[Data excerpt]:
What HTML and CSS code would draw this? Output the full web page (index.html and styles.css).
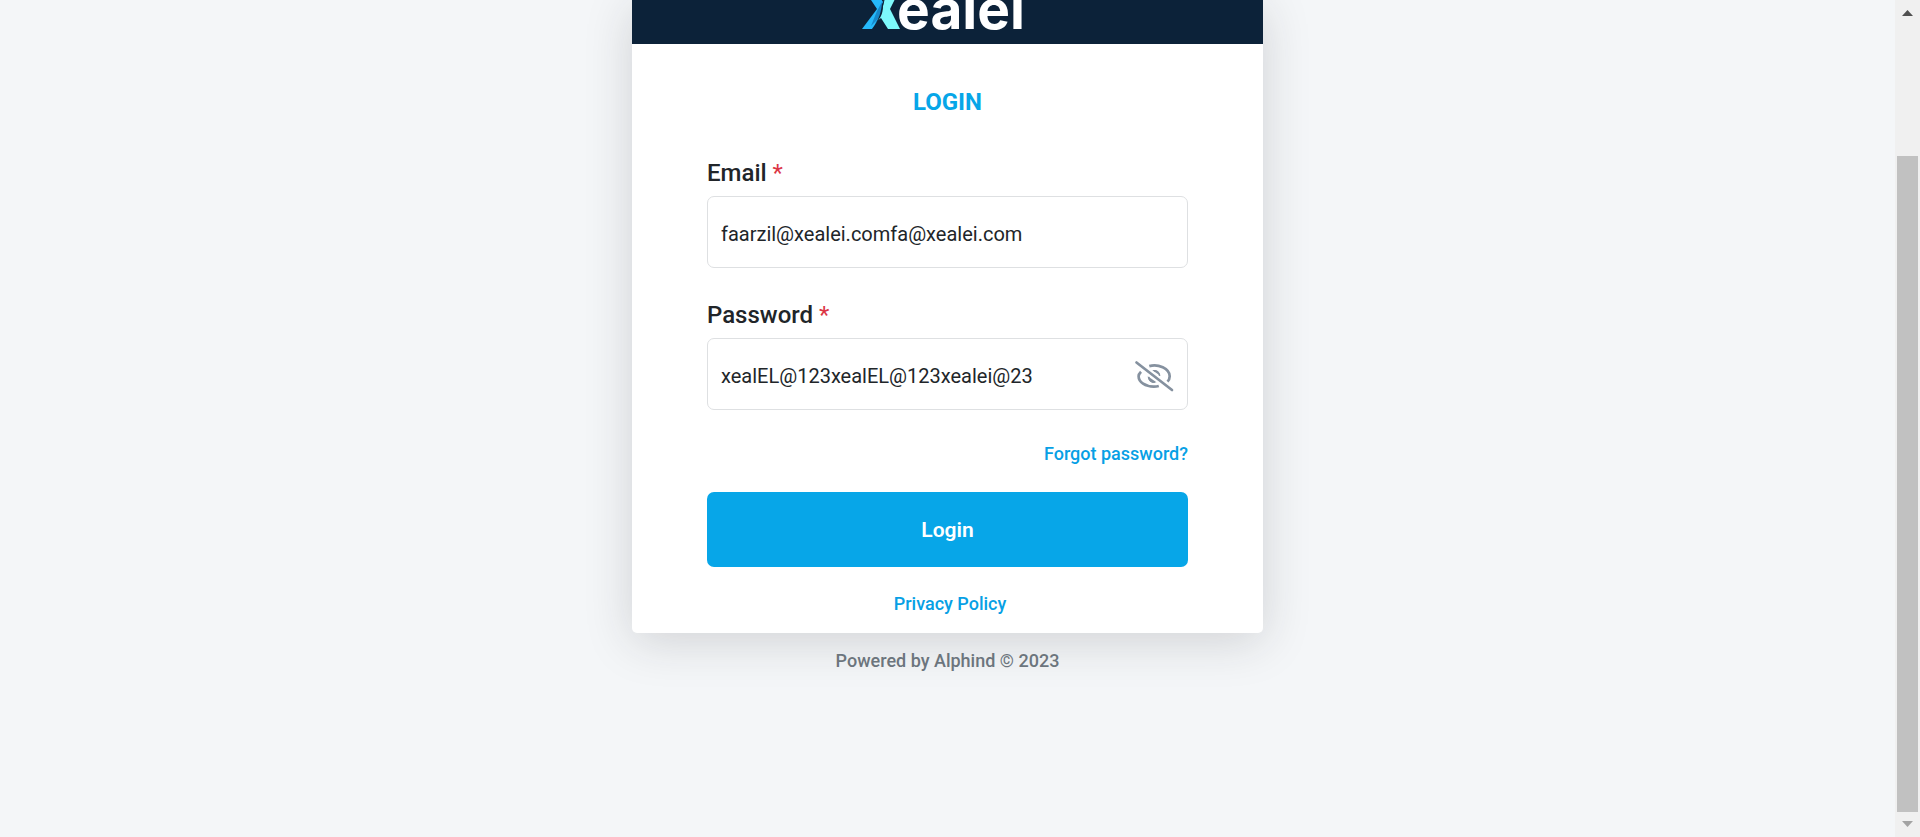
FILE: index.html
```html
<!DOCTYPE html>
<html lang="en">
<head>
<meta charset="utf-8">
<title>Xealei - Login</title>
<link rel="stylesheet" href="styles.css">
</head>
<body>
<div class="page">
  <main class="content">
    <section class="card">
      <header class="brand">
        <svg class="brand-mark" viewBox="0 0 38 44" aria-hidden="true">
          <path fill="#25b9fb" d="M0 44 15 24 3 6H14L21 17C21 27 17 34 10 44Z"/>
          <path fill="#1687c9" d="M15 26 20 17 20 25 16 34 9 41Z"/>
          <path fill="#7df9fb" d="M26 6H37L28 24 38 44H26L19 33 15 36C20 30 21 21 22 15Z"/>
          <path fill="#0c2239" d="M23 13 21 21C21 29 18 34 13 39 18 32 19 26 20 19Z"/>
        </svg>
        <span class="brand-name">ealei</span>
      </header>
      <form class="form">
        <h1 class="title">LOGIN</h1>
        <div class="field">
          <label class="label" for="email">Email <span class="required">*</span></label>
          <input class="input" id="email" type="text" value="faarzil@xealei.comfa@xealei.com">
        </div>
        <div class="field">
          <label class="label" for="password">Password <span class="required">*</span></label>
          <div class="input-wrap">
            <input class="input" id="password" type="text" value="xealEL@123xealEL@123xealei@23">
            <button class="toggle" type="button" aria-label="Hide password">
              <svg viewBox="0 0 40 32" width="40" height="32" fill="none" stroke="#85919f" stroke-width="2.7">
                <path d="M15.3 6.1C24 3.4 35.7 8.5 35.7 16.3C35.7 18.5 34.8 20.2 33.5 21.6"/>
                <path d="M7 11.8C5.6 13.2 4.6 14.8 4.6 16.3C4.6 22.2 11.5 26.6 19.8 26.6C21.6 26.6 23.3 26.4 24.8 26"/>
                <path d="M18.3 10.2C22.5 9.2 25.4 11.5 26 15.5Z" fill="#85919f" stroke="none"/>
                <path d="M13.7 16.3C14 21.5 18 23.9 22.5 22.3Z" fill="#85919f" stroke="none"/>
                <path d="M20 10.7C23.5 11 25.4 13.2 25.7 15.8M14.7 17C15.3 20.3 17.5 22.1 20.8 22.2" stroke-width="1.5"/>
                <path d="M2.5 2.5 38 30" stroke-linecap="round"/>
              </svg>
            </button>
          </div>
        </div>
        <a class="link forgot" href="#">Forgot password?</a>
        <button class="submit" type="submit">Login</button>
        <a class="link privacy" href="#">Privacy Policy</a>
      </form>
    </section>
    <footer class="footer">Powered by Alphind © 2023</footer>
  </main>
  <div class="scrollbar" aria-hidden="true">
    <svg class="arrow" viewBox="0 0 11 6" width="11" height="6"><path fill="#505050" d="M0 6 5.5 0 11 6Z"/></svg>
    <div class="track"><div class="thumb"></div></div>
    <svg class="arrow" viewBox="0 0 11 6" width="11" height="6"><path fill="#a3a3a3" d="M0 0H11L5.500 6Z"/></svg>
  </div>
</div>
</body>
</html>
```
FILE: styles.css
```css
* {
  box-sizing: border-box;
}

body {
  margin: 0;
  background: #f4f6f8;
  color: #212529;
  font-family: Roboto, "Liberation Sans", sans-serif;
}

.page {
  display: flex;
  min-height: 100vh;
}

.content {
  flex: 1;
  display: flex;
  flex-direction: column;
  align-items: center;
}

.card {
  width: 33.3%;
  min-width: 360px;
  background: #fff;
  border-radius: 0 0 5px 5px;
  box-shadow: 0 8px 48px rgba(33, 33, 41, 0.17);
}

.brand {
  display: flex;
  justify-content: center;
  align-items: flex-end;
  height: 44px;
  padding: 0 8px 15px 0;
  overflow: hidden;
  background: #0c2239;
}

.brand-mark {
  flex: none;
  width: 38px;
  height: 44px;
}

.brand-name {
  height: 44px;
  margin-left: -3px;
  color: #fff;
  font-family: Inter, sans-serif;
  font-size: 55px;
  font-weight: 700;
  line-height: 48px;
}

.form {
  display: flex;
  flex-direction: column;
  padding: 40px 75px 14px;
}

.title {
  margin: 0 0 35px;
  color: #07a6e8;
  font-size: 24px;
  font-weight: 700;
  line-height: 36px;
  text-align: center;
}

.field {
  display: flex;
  flex-direction: column;
  gap: 5px;
  margin-bottom: 29px;
}

.label {
  font-size: 24px;
  font-weight: 500;
  line-height: 36px;
}

.required {
  color: #dc3545;
  font-weight: 400;
}

.input-wrap {
  position: relative;
}

.input {
  display: block;
  width: 100%;
  height: 72px;
  padding: 4px 13px 0;
  border: 1px solid #dee0e2;
  border-radius: 7px;
  background: #fff;
  color: #212529;
  font: 400 20px Roboto, "Liberation Sans", sans-serif;
}

.toggle {
  position: absolute;
  top: 22px;
  right: 14px;
  display: flex;
  padding: 0;
  border: 0;
  background: none;
}

.link {
  color: #07a0e5;
  font-size: 18px;
  font-weight: 500;
  line-height: 30px;
  text-decoration: none;
}

.forgot {
  align-self: flex-end;
  margin-bottom: 23px;
}

.submit {
  height: 75px;
  margin-bottom: 22px;
  border: 0;
  border-radius: 7px;
  background: #07a6e8;
  color: #fff;
  font: 600 21px Roboto, "Liberation Sans", sans-serif;
}

.privacy {
  align-self: center;
  padding-left: 5px;
}

.footer {
  z-index: 1;
  margin-top: 13px;
  color: #6c757d;
  font-size: 18px;
  font-weight: 500;
  line-height: 30px;
}

.scrollbar {
  display: flex;
  flex-direction: column;
  align-items: center;
  width: 25px;
  padding: 10px 2px;
  background: #f0f0f0;
}

.arrow {
  flex: none;
}

.track {
  flex: 1;
  display: flex;
  flex-direction: column;
  justify-content: flex-end;
  width: 100%;
  padding-bottom: 9px;
}

.thumb {
  height: 82.4%;
  background: #c1c1c1;
}
```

[Given exercise]:
Strip out the pictures and quote the remaining data word for word.

[Solution to the problem]:
What HTML and CSS code would draw this? Output the full web page (index.html and styles.css).
FILE: index.html
```html
<!DOCTYPE html>
<html lang="en">
<head>
<meta charset="utf-8">
<title>Xealei - Login</title>
<link rel="stylesheet" href="styles.css">
</head>
<body>
<div class="page">
  <main class="content">
    <section class="card">
      <header class="brand">
        <svg class="brand-mark" viewBox="0 0 38 44" aria-hidden="true">
          <path fill="#25b9fb" d="M0 44 15 24 3 6H14L21 17C21 27 17 34 10 44Z"/>
          <path fill="#1687c9" d="M15 26 20 17 20 25 16 34 9 41Z"/>
          <path fill="#7df9fb" d="M26 6H37L28 24 38 44H26L19 33 15 36C20 30 21 21 22 15Z"/>
          <path fill="#0c2239" d="M23 13 21 21C21 29 18 34 13 39 18 32 19 26 20 19Z"/>
        </svg>
        <span class="brand-name">ealei</span>
      </header>
      <form class="form">
        <h1 class="title">LOGIN</h1>
        <div class="field">
          <label class="label" for="email">Email <span class="required">*</span></label>
          <input class="input" id="email" type="text" value="faarzil@xealei.comfa@xealei.com">
        </div>
        <div class="field">
          <label class="label" for="password">Password <span class="required">*</span></label>
          <div class="input-wrap">
            <input class="input" id="password" type="text" value="xealEL@123xealEL@123xealei@23">
            <button class="toggle" type="button" aria-label="Hide password">
              <svg viewBox="0 0 40 32" width="40" height="32" fill="none" stroke="#85919f" stroke-width="2.7">
                <path d="M15.3 6.1C24 3.4 35.7 8.5 35.7 16.3C35.7 18.5 34.8 20.2 33.5 21.6"/>
                <path d="M7 11.8C5.6 13.2 4.6 14.8 4.6 16.3C4.6 22.2 11.5 26.6 19.8 26.6C21.6 26.6 23.3 26.4 24.8 26"/>
                <path d="M18.3 10.2C22.5 9.2 25.4 11.5 26 15.5Z" fill="#85919f" stroke="none"/>
                <path d="M13.7 16.3C14 21.5 18 23.9 22.5 22.3Z" fill="#85919f" stroke="none"/>
                <path d="M20 10.7C23.5 11 25.4 13.2 25.7 15.8M14.7 17C15.3 20.3 17.5 22.1 20.8 22.2" stroke-width="1.5"/>
                <path d="M2.5 2.5 38 30" stroke-linecap="round"/>
              </svg>
            </button>
          </div>
        </div>
        <a class="link forgot" href="#">Forgot password?</a>
        <button class="submit" type="submit">Login</button>
        <a class="link privacy" href="#">Privacy Policy</a>
      </form>
    </section>
    <footer class="footer">Powered by Alphind © 2023</footer>
  </main>
  <div class="scrollbar" aria-hidden="true">
    <svg class="arrow" viewBox="0 0 11 6" width="11" height="6"><path fill="#505050" d="M0 6 5.5 0 11 6Z"/></svg>
    <div class="track"><div class="thumb"></div></div>
    <svg class="arrow" viewBox="0 0 11 6" width="11" height="6"><path fill="#a3a3a3" d="M0 0H11L5.500 6Z"/></svg>
  </div>
</div>
</body>
</html>
```
FILE: styles.css
```css
* {
  box-sizing: border-box;
}

body {
  margin: 0;
  background: #f4f6f8;
  color: #212529;
  font-family: Roboto, "Liberation Sans", sans-serif;
}

.page {
  display: flex;
  min-height: 100vh;
}

.content {
  flex: 1;
  display: flex;
  flex-direction: column;
  align-items: center;
}

.card {
  width: 33.3%;
  min-width: 360px;
  background: #fff;
  border-radius: 0 0 5px 5px;
  box-shadow: 0 8px 48px rgba(33, 33, 41, 0.17);
}

.brand {
  display: flex;
  justify-content: center;
  align-items: flex-end;
  height: 44px;
  padding: 0 8px 15px 0;
  overflow: hidden;
  background: #0c2239;
}

.brand-mark {
  flex: none;
  width: 38px;
  height: 44px;
}

.brand-name {
  height: 44px;
  margin-left: -3px;
  color: #fff;
  font-family: Inter, sans-serif;
  font-size: 55px;
  font-weight: 700;
  line-height: 48px;
}

.form {
  display: flex;
  flex-direction: column;
  padding: 40px 75px 14px;
}

.title {
  margin: 0 0 35px;
  color: #07a6e8;
  font-size: 24px;
  font-weight: 700;
  line-height: 36px;
  text-align: center;
}

.field {
  display: flex;
  flex-direction: column;
  gap: 5px;
  margin-bottom: 29px;
}

.label {
  font-size: 24px;
  font-weight: 500;
  line-height: 36px;
}

.required {
  color: #dc3545;
  font-weight: 400;
}

.input-wrap {
  position: relative;
}

.input {
  display: block;
  width: 100%;
  height: 72px;
  padding: 4px 13px 0;
  border: 1px solid #dee0e2;
  border-radius: 7px;
  background: #fff;
  color: #212529;
  font: 400 20px Roboto, "Liberation Sans", sans-serif;
}

.toggle {
  position: absolute;
  top: 22px;
  right: 14px;
  display: flex;
  padding: 0;
  border: 0;
  background: none;
}

.link {
  color: #07a0e5;
  font-size: 18px;
  font-weight: 500;
  line-height: 30px;
  text-decoration: none;
}

.forgot {
  align-self: flex-end;
  margin-bottom: 23px;
}

.submit {
  height: 75px;
  margin-bottom: 22px;
  border: 0;
  border-radius: 7px;
  background: #07a6e8;
  color: #fff;
  font: 600 21px Roboto, "Liberation Sans", sans-serif;
}

.privacy {
  align-self: center;
  padding-left: 5px;
}

.footer {
  z-index: 1;
  margin-top: 13px;
  color: #6c757d;
  font-size: 18px;
  font-weight: 500;
  line-height: 30px;
}

.scrollbar {
  display: flex;
  flex-direction: column;
  align-items: center;
  width: 25px;
  padding: 10px 2px;
  background: #f0f0f0;
}

.arrow {
  flex: none;
}

.track {
  flex: 1;
  display: flex;
  flex-direction: column;
  justify-content: flex-end;
  width: 100%;
  padding-bottom: 9px;
}

.thumb {
  height: 82.4%;
  background: #c1c1c1;
}
```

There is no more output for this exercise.